Skubal was at 88 pitches with one on and one out in the sixth after he walked Randy Arozarena. Reliever Jose Cisnero cleaned up that mess, striking out pinch-hitter Luke Raley and, with the bases loaded, Margot.
Jason Foley picked up Cisnero in the seventh and limited a potentially big inning to one run, getting Arozarena to fly out with two on. And lefty Tyler Holton pitched a clean eighth before things got sticky in the ninth.
For the second straight outing, Alex Lange walked three hitters and didn’t get through his inning. Of his 20 pitches, only three were in the strike zone.

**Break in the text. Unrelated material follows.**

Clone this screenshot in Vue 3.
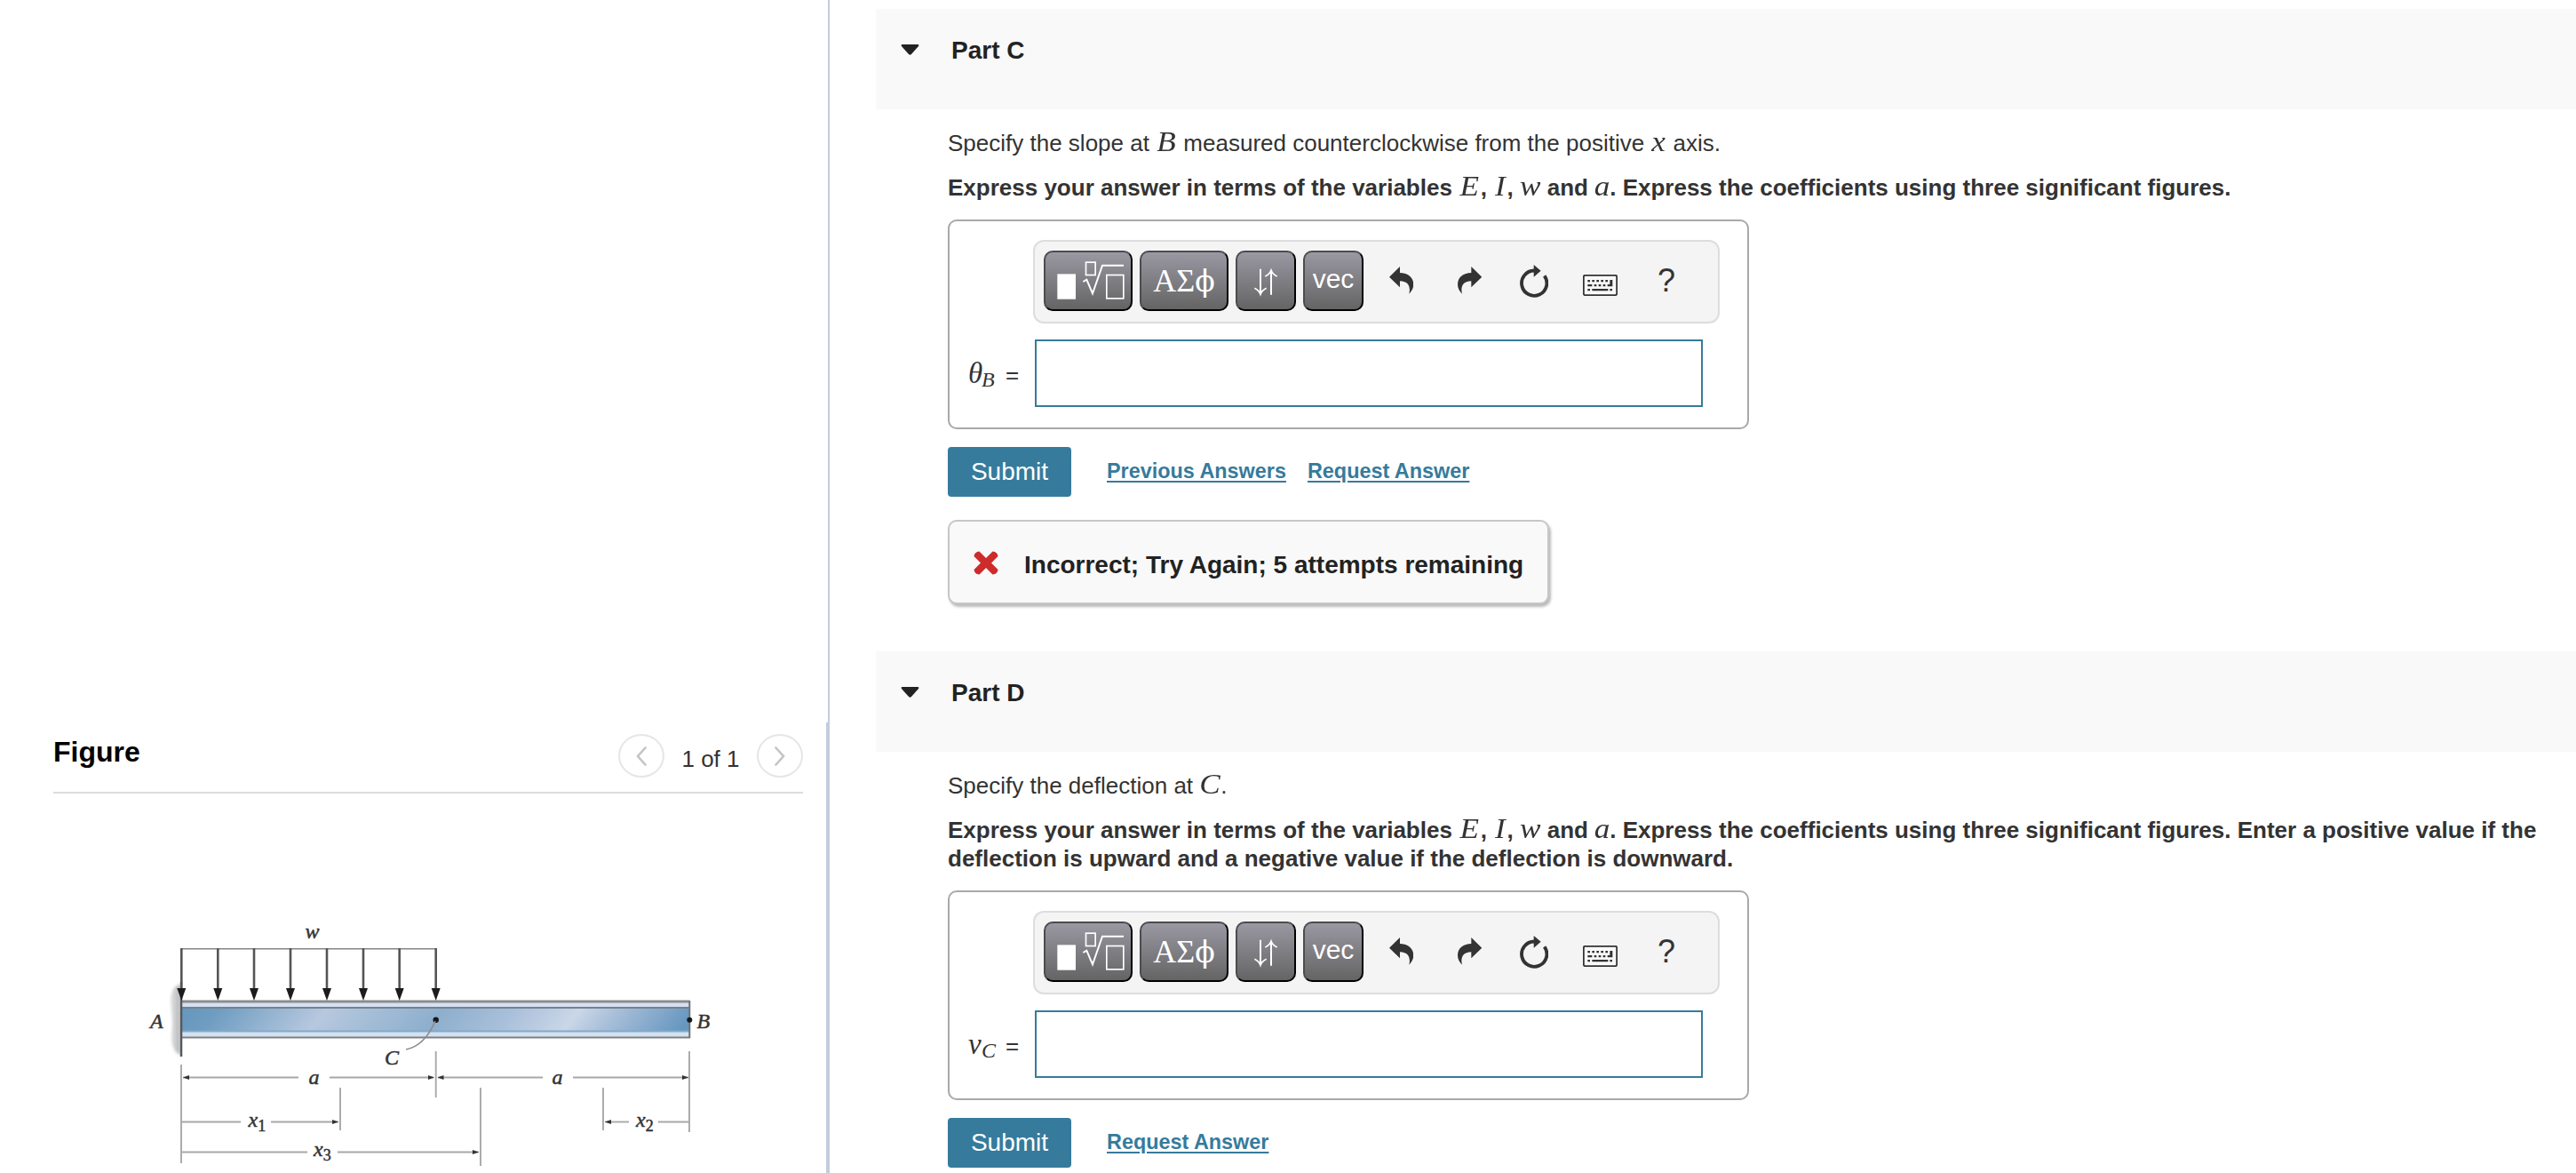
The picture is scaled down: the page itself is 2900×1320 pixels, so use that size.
<template>
  <div class="page">
    <!-- figure panel -->
    <aside class="left-pane">
      <div class="pane-blank"></div>
      <section class="figure-pane">
        <div class="figure-head">
          <h2>Figure</h2>
          <div class="pager">
            <button class="pager-btn">
              <svg width="12" height="22" viewBox="0 0 12 22"><path d="M10.5 1.5 2 11l8.500 9.500" /></svg>
            </button>
            <span class="pager-text">1 of 1</span>
            <button class="pager-btn">
              <svg width="12" height="22" viewBox="0 0 12 22"><path d="M1.500 1.500 10 11l-8.500 9.500" /></svg>
            </button>
          </div>
        </div>

        <svg class="beam" width="690" height="290" viewBox="140 1030 690 290">
          <defs>
            <linearGradient id="web" gradientUnits="userSpaceOnUse" x1="204" y1="1147" x2="776" y2="1147" gradientTransform="skewX(-38) translate(896 0)">
              <stop offset="0" stop-color="#6798bd" />
              <stop offset="0.06" stop-color="#6f9dc1" />
              <stop offset="0.27" stop-color="#b7c8df" />
              <stop offset="0.5" stop-color="#8dafcd" />
              <stop offset="0.64" stop-color="#a9bfda" />
              <stop offset="0.77" stop-color="#cad7e7" />
              <stop offset="0.84" stop-color="#abc0da" />
              <stop offset="1" stop-color="#6697bf" />
            </linearGradient>
            <linearGradient id="wall" x1="0" x2="1" y1="0" y2="0">
              <stop offset="0" stop-color="#e2e3e4" />
              <stop offset="1" stop-color="#b4b6b8" />
            </linearGradient>
            <filter id="soft" x="-50%" y="-20%" width="200%" height="140%"><feGaussianBlur stdDeviation="1.500" /></filter>
          </defs>

          <path d="M203 1108Q193 1109 192 1126L194 1150L193 1168Q194 1184 203 1187Z" fill="url(#wall)" filter="url(#soft)" />
          <rect x="204" y="1126" width="572" height="42" fill="#d5e1ef" />
          <rect x="204" y="1134" width="572" height="26" fill="url(#web)" />
          <path d="M204 1160.500H776" stroke="#82aacd" stroke-width="2" />
          <path d="M204 1134H776" stroke="#738191" stroke-width="2" />
          <path d="M204 1127H776" stroke="#8b8c90" stroke-width="3" />
          <path d="M204 1167.500H777" stroke="#7c7f83" stroke-width="2.200" />
          <path d="M776.300 1126V1168" stroke="#6f7479" stroke-width="2" />
          <path d="M204 1105V1189" stroke="#57585a" stroke-width="2.500" />

          <path d="M203 1067.700H492" stroke="#858585" stroke-width="1.600" />
          <g v-for="x in loadArrows" :key="x">
            <path :d="`M${x} 1067V1114`" stroke="#555" stroke-width="2.600" />
            <path :d="`M${x - 5} 1112H${x + 5}L${x} 1126Z`" fill="#1f1b1c" />
          </g>

          <circle cx="490.700" cy="1147.700" r="3.200" fill="#17181a" />
          <circle cx="776.300" cy="1147.700" r="3" fill="#17181a" />
          <path d="M490 1149Q478 1177 457 1181" fill="none" stroke="#8b8b8b" stroke-width="1.600" />

          <g stroke="#a8a8a8" stroke-width="1.900">
            <path v-for="d in dimLines" :key="d" :d="d" />
          </g>
          <path v-for="h in dimHeads" :key="h.join()" :d="`M${h[0]} ${h[1]}l${-7 * h[2]} -2.500v5z`" fill="#333" />

          <g class="beam-text">
            <text v-for="l in labels" :key="l.x" :x="l.x" :y="l.y">{{ l.t }}<tspan v-if="l.s" class="sub" dy="5">{{ l.s }}</tspan></text>
          </g>
        </svg>
      </section>
    </aside>

    <!-- question parts -->
    <main class="right-pane">
      <section v-for="part in parts" :key="part.name" class="part">
        <header class="part-head">
          <svg width="21" height="12" viewBox="0 0 21 12"><path d="M1.500 0H19.500Q21 .5 20 2L12 11Q10.500 12.500 9 11L1 2Q0 .5 1.500 0Z" fill="#222" /></svg>
          <h3>{{ part.name }}</h3>
        </header>
        <div class="part-body">
          <p>
            <span v-for="(t, i) in part.question" :key="i" :class="{ math: t.w }" :style="t.w && { width: t.w + 'px' }">{{ t.t }}</span>
          </p>
          <p class="hint">
            <span v-for="(t, i) in part.hint" :key="i" :class="{ math: t.w }" :style="t.w && { width: t.w + 'px' }">{{ t.t }}</span>
          </p>

          <div class="answer-box">
            <div class="toolbar">
              <button class="tool wide">
                <svg width="96" height="64" viewBox="6 6 288 192">
                  <rect x="46" y="79" width="62" height="85" fill="#fff" />
                  <g fill="none" stroke="#fff" stroke-width="5">
                    <rect x="142.500" y="39.500" width="32" height="43" />
                    <rect x="212.500" y="82.500" width="57" height="79" />
                    <path d="M133 105l12-7 20 47 33-95h72" stroke-width="6" />
                  </g>
                </svg>
              </button>
              <button class="tool wide greek">ΑΣ<span>ϕ</span></button>
              <button class="tool">
                <svg width="64" height="64" viewBox="6 6 192 192" fill="none" stroke="#fff" stroke-width="6">
                  <path d="M84 62v83M120 149V67" />
                  <path d="M64 127q15 7 20 21 5-14 20-21M100 87q15-7 20-21 5 14 20 21" stroke-width="5" />
                </svg>
              </button>
              <button class="tool vec">vec</button>
              <div class="icons">
                <svg class="undo" width="27.300" height="31" viewBox="0 0 82 93"><path :d="arrow" fill="#333" /></svg>
                <svg class="redo" width="27.300" height="31" viewBox="0 0 82 93"><path :d="arrow" transform="translate(82 0) scale(-1 1)" fill="#333" /></svg>
                <svg class="reset" width="32" height="37" viewBox="0 0 96 111">
                  <path d="M48 19.500A42.500 42.500 0 1 0 83 37" fill="none" stroke="#333" stroke-width="11.500" />
                  <path d="M47 0 71 20 47 41Z" fill="#333" />
                </svg>
                <svg class="keyboard" width="39" height="24" viewBox="0 0 117 72">
                  <rect x="2.500" y="2.500" width="112" height="67" rx="5" fill="#f9f9f9" stroke="#333" stroke-width="5.500" />
                  <path d="M16 18h8v7h-8zM31 18h8v7h-8zM46 18h8v7h-8zM61 18h8v7h-8zM76 18h8v7h-8zM91 18h9v22h-17v-7h8zM16 33h15v7h-15zM38 33h8v7h-8zM53 33h8v7h-8zM68 33h8v7h-8zM16 48h8v7h-8zM31 48h54v7h-54zM91 48h8v7h-8z" fill="#333" />
                </svg>
                <span class="help">?</span>
              </div>
            </div>
            <div class="answer-row">
              <label><i>{{ part.symbol }}</i><i class="idx">{{ part.index }}</i><span>=</span></label>
              <input type="text" />
            </div>
          </div>

          <div class="actions">
            <button class="submit">Submit</button>
            <a v-for="link in part.links" :key="link" href="#">{{ link }}</a>
          </div>

          <div v-if="part.feedback" class="feedback">
            <svg width="28" height="27" viewBox="0 0 28 27"><path d="M6.500 0.500 14 8 21.500 0.500Q27 1 27.500 6L20 13.500 27.500 21Q27 26 21.500 26.500L14 19 6.500 26.500Q1 26 .5 21L8 13.500 .5 6Q1 1 6.500 .5Z" fill="#cd2b2c" /></svg>
            <span>{{ part.feedback }}</span>
          </div>
        </div>
      </section>
    </main>
  </div>
</template>

<script setup>
const arrow = 'M0 35 36 0V21C62 21 82 36 82 60C82 74 75 84 67 92C72 72 68 50 36 49V70Z'

const variables = [
  { t: 'Express your answer in terms of the variables ' },
  { t: 'E', w: 24.5 },
  { t: ', ' },
  { t: 'I', w: 15.5 },
  { t: ', ' },
  { t: 'w', w: 23.5 },
  { t: ' and ' },
  { t: 'a', w: 17 }
]

const parts = [
  {
    name: 'Part C',
    question: [
      { t: 'Specify the slope at ' },
      { t: 'B', w: 24 },
      { t: ' measured counterclockwise from the positive ' },
      { t: 'x', w: 18 },
      { t: ' axis.' }
    ],
    hint: [...variables, { t: '. Express the coefficients using three significant figures.' }],
    symbol: 'θ',
    index: 'B',
    links: ['Previous Answers', 'Request Answer'],
    feedback: 'Incorrect; Try Again; 5 attempts remaining'
  },
  {
    name: 'Part D',
    question: [{ t: 'Specify the deflection at ' }, { t: 'C', w: 24 }, { t: '.' }],
    hint: [
      ...variables,
      { t: '. Express the coefficients using three significant figures. Enter a positive value if the deflection is upward and a negative value if the deflection is downward.' }
    ],
    symbol: 'v',
    index: 'C',
    links: ['Request Answer']
  }
]

// beam diagram
const loadArrows = [204.3, 245.3, 286, 327, 368, 409, 449.7, 490.7]

const dimLines = [
  'M204 1198V1309', 'M490.700 1183V1235', 'M776 1183V1274',
  'M383 1224V1272', 'M541 1224V1312', 'M679 1224V1272',
  'M206 1212.500H336', 'M371 1212.500H488', 'M493 1212.500H611', 'M645 1212.500H775',
  'M205 1262.500H271', 'M305 1262.500H381', 'M681 1262.500H708', 'M741 1262.500H776',
  'M205 1296.500H346', 'M380 1296.500H539'
]

// x, y, direction
const dimHeads = [
  [206, 1212.5, -1], [489, 1212.5, 1], [492.5, 1212.5, -1], [775, 1212.5, 1],
  [381, 1262.5, 1], [681, 1262.5, -1], [539, 1296.5, 1]
]

const labels = [
  { t: 'w', x: 343.5, y: 1056 },
  { t: 'A', x: 169, y: 1157 },
  { t: 'B', x: 784.5, y: 1157 },
  { t: 'C', x: 433, y: 1197.5 },
  { t: 'a', x: 347.5, y: 1219.5 },
  { t: 'a', x: 621.5, y: 1219.5 },
  { t: 'x', s: '1', x: 279.5, y: 1267.5 },
  { t: 'x', s: '2', x: 716, y: 1268 },
  { t: 'x', s: '3', x: 353, y: 1301 }
]
</script>

<style>
body { background: #fff; overflow: hidden; }
</style>

<style scoped>
.page { display: flex; width: 2900px; height: 1320px; overflow: hidden; color: #333; font-family: "Liberation Sans", Arial, sans-serif; font-size: 26px; }
h2, h3, p { margin: 0; }
button { padding: 0; font-family: inherit; cursor: pointer; }
svg { display: block; flex: none; }

.left-pane { width: 934px; flex: none; }
.pane-blank { height: 813px; border-right: 2px solid #c2cddd; }
.figure-pane { height: 507px; border-right: 4px solid #c2cddd; }
.figure-head { display: flex; justify-content: space-between; margin-left: 60px; width: 844px; height: 80px; box-sizing: border-box; padding-top: 13px; border-bottom: 2px solid #ddd; }
.figure-head h2 { color: #000; font-size: 32px; line-height: 40px; }
.pager { display: flex; height: 49px; }
.pager-btn { display: flex; align-items: center; justify-content: center; width: 52px; height: 49px; border: 2px solid #e6e6e6; border-radius: 50%; background: #fff; }
.pager-btn path { fill: none; stroke: #c4c4c4; stroke-width: 2.6; stroke-linecap: round; }
.pager-text { width: 104px; line-height: 56px; text-align: center; white-space: nowrap; }
.beam { margin: 137px 0 0 140px; }
.beam-text { font: italic 24px "Liberation Serif", serif; fill: #333; stroke: #333; stroke-width: .5; }
.beam-text .sub { font-style: normal; font-size: 18px; }

.right-pane { flex: 1; padding: 10px 0 0 52px; }
.part { margin-bottom: 53.500px; }
.part-head { display: flex; gap: 36px; height: 113px; padding-left: 28px; background: #f9f9f9; }
.part-head svg { margin-top: 40px; }
.part-head h3 { color: #222; font-size: 28px; line-height: 32px; margin-top: 31px; }
.part-body { padding: 22px 30px 0 81px; }
.part-body p { line-height: 32px; margin-bottom: 18px; }
.part-body .hint { font-weight: 700; margin-bottom: 20px; }
.math { display: inline-block; white-space: nowrap; text-align: center; font: italic 400 32px/0 "Liberation Serif", serif; transform: scaleX(1.1); }

.answer-box { width: 902px; height: 236px; box-sizing: border-box; border: 2px solid #a9a9a9; border-radius: 10px; padding: 21px 0 0 94px; }
.toolbar { display: flex; gap: 8px; width: 773px; height: 94px; box-sizing: border-box; padding: 10px 0 0 10px; border: 2px solid #ddd; border-radius: 12px; background: #f4f4f4; }
.tool { flex: none; width: 68px; height: 68px; border: 2px solid; border-color: #4c4c4c #000 #000 #4c4c4c; border-radius: 10px; background: linear-gradient(#9a98a2, #646464); color: #fff; }
.tool.wide { width: 100px; }
.greek { font-family: "Liberation Serif", serif; font-size: 36px; line-height: 60px; white-space: nowrap; }
.greek span { font-family: "DejaVu Serif", serif; font-size: 33px; line-height: 0; }
.vec { font-size: 30px; line-height: 57px; padding-bottom: 5px; }
.icons { display: flex; align-items: flex-start; margin-left: 20.500px; color: #333; }
.undo { margin-top: 18px; }
.redo { margin: 18px 0 0 50px; }
.reset { margin: 16px 0 0 43px; }
.keyboard { margin: 27px 0 0 38.500px; }
.help { margin: 12px 0 0 45.500px; font-size: 36px; line-height: 44px; }

.answer-row { display: flex; margin: 18px 0 0 -73px; }
.answer-row label { display: flex; align-items: baseline; width: 75px; height: 76px; line-height: 76px; }
.answer-row i { width: 15px; font-family: "Liberation Serif", serif; font-size: 33px; }
.answer-row .idx { position: relative; top: 4px; width: 27px; font-size: 24px; }
.answer-row input { width: 752px; height: 76px; box-sizing: border-box; border: 2px solid #367b9c; background: #fff; outline: none; }

.actions { display: flex; align-items: center; gap: 24px; margin-top: 19.500px; }
.submit { width: 139px; height: 56px; margin-right: 16px; border: none; border-radius: 4px; background: #367b9c; color: #fff; font-size: 28px; }
.actions a { color: #367b9c; font-size: 23.400px; font-weight: 700; text-decoration: underline; text-decoration-thickness: 2px; text-underline-offset: 3px; text-decoration-skip-ink: auto; }

.feedback { display: flex; align-items: center; gap: 29px; width: 677px; height: 95px; box-sizing: border-box; margin-top: 26px; padding: 7px 0 0 27px; border: 2px solid #c6c6c6; border-radius: 10px; background: #f9f9f9; box-shadow: 2px 3px 3px #bbb; color: #222; font-size: 28px; font-weight: 700; }
.feedback svg { margin-top: -4px; }
</style>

“We’ve got to keep pushing, keep working at it,” Hinch said. “It’s always tough to take a guy out at the end of the game. But we just have to have more strikes. It’s simple but it’s not easy to execute especially when you have the weight of the world on your shoulders.”
Lange walked the first two batters, but then got Yandy Diaz to bounce into a double-play. His third walk, though, to Wander Franco brought Hinch out of the dugout. He summoned right-hander Beau Brieske to face former Tiger Isaac Paredes.
Brieske, who grinded through a 24-pitch scoreless inning Friday, got Paredes to chase a 1-2, four-seam fastball for the final out and his first career save.
“Right on right with a sinker,” Hinch said when asked what he liked about Brieske in that situation. “There’s not a lot of trickery with him, either. In a big moment, one, we needed strikes and I feel good about Beau throwing strikes. Two, we need resolve and a guy who wasn’t going to back down.
“I will take my chances with him challenging contact with a ball that moves at 97 to 100 mph.”
Copy that.
The Tigers were without shortstop Javier Báez. He was a late scratch after he learned of a death in his family.